Nifty can run up higher, but it will take some time. Take a look at this PE chart [courtesy Craytheon]. You will Another thing to notice is that the current Price-to-Earnings Ratio of the Index is at an ‘average’ level of 20. The faces in the new government will determine how long the euphoria continues. Even so, the markets are going to require a little breather.




What To Expect In The Next 2 Months

What I expect to Nifty Index to do in June is that it will drift sideways with ‘dip’ opportunities to buy. A fall to say 7,000 would be a great opportunity if it happens within 1 month starting this Monday. Thereafter there would be the possibility of a pre budget rally taking place in July. In short wait to buy till we slip lower into the 7,000 area.
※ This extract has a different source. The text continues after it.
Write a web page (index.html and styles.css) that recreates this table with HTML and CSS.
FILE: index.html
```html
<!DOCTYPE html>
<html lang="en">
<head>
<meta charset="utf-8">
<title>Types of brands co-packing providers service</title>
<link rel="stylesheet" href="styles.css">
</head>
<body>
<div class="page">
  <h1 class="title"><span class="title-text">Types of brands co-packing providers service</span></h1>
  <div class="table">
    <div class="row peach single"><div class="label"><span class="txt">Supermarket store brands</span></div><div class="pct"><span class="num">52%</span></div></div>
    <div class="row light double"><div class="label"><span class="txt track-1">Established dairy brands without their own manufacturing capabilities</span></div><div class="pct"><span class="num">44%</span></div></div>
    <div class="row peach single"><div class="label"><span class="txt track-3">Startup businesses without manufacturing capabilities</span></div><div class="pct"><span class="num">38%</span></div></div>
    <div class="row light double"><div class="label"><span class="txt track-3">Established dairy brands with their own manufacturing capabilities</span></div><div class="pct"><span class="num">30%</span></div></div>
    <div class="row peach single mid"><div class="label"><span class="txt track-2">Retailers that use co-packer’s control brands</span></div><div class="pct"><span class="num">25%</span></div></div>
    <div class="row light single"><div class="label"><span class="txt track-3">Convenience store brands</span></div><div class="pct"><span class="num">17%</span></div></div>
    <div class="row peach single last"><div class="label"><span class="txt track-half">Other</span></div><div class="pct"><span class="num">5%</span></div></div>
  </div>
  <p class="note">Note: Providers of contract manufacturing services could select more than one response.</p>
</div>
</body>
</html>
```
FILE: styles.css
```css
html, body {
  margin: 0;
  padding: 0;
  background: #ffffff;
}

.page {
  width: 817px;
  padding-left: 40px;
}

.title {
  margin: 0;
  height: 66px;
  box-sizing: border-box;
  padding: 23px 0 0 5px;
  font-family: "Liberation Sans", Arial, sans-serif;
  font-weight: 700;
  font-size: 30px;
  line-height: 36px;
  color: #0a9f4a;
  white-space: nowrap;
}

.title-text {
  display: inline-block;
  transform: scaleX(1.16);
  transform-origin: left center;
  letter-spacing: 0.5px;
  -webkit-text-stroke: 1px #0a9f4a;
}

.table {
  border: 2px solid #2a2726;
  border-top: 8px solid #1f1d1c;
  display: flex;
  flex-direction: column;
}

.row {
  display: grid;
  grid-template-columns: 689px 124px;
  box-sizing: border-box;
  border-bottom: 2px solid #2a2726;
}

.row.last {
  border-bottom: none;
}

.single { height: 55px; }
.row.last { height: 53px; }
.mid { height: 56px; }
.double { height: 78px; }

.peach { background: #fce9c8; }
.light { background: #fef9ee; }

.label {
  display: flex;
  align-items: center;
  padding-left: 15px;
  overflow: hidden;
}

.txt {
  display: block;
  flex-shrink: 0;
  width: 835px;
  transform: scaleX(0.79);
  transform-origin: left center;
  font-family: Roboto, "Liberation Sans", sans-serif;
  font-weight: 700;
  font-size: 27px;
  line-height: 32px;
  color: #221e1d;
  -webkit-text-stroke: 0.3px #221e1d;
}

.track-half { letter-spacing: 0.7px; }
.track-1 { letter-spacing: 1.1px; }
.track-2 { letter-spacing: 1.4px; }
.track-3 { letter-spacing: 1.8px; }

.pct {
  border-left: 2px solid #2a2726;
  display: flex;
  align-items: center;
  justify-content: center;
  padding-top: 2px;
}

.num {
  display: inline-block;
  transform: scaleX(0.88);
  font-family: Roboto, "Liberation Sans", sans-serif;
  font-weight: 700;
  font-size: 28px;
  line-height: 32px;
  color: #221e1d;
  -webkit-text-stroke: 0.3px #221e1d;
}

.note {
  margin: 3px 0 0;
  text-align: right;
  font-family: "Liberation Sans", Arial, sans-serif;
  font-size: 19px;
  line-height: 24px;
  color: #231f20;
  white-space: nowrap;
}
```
Last Week’s Recommendations
IndiaBulls Real Estate:  -4.3 per cent
Asian Paints: +2.7 per cent profit
Bank India: +3.6 per cent profit

This Week’s Recommendation
Cummins India (NSE: CUMMINSIND)
Action: Buy (limit order) at 572, stop loss to be placed at 556. Target for this trade is 600.
Timeframe: 4-6days.

Trade Well
•    Until you become an experienced trader, do not risk more than your disposable income.
•    Risk no more than 0.5 - 1 per cent of your capital per trade by adjusting position size to risk.
•    Profit percentages mentioned in the column are before deduction of brokerage, taxes and slippage. That’s because each broker charges at different rates.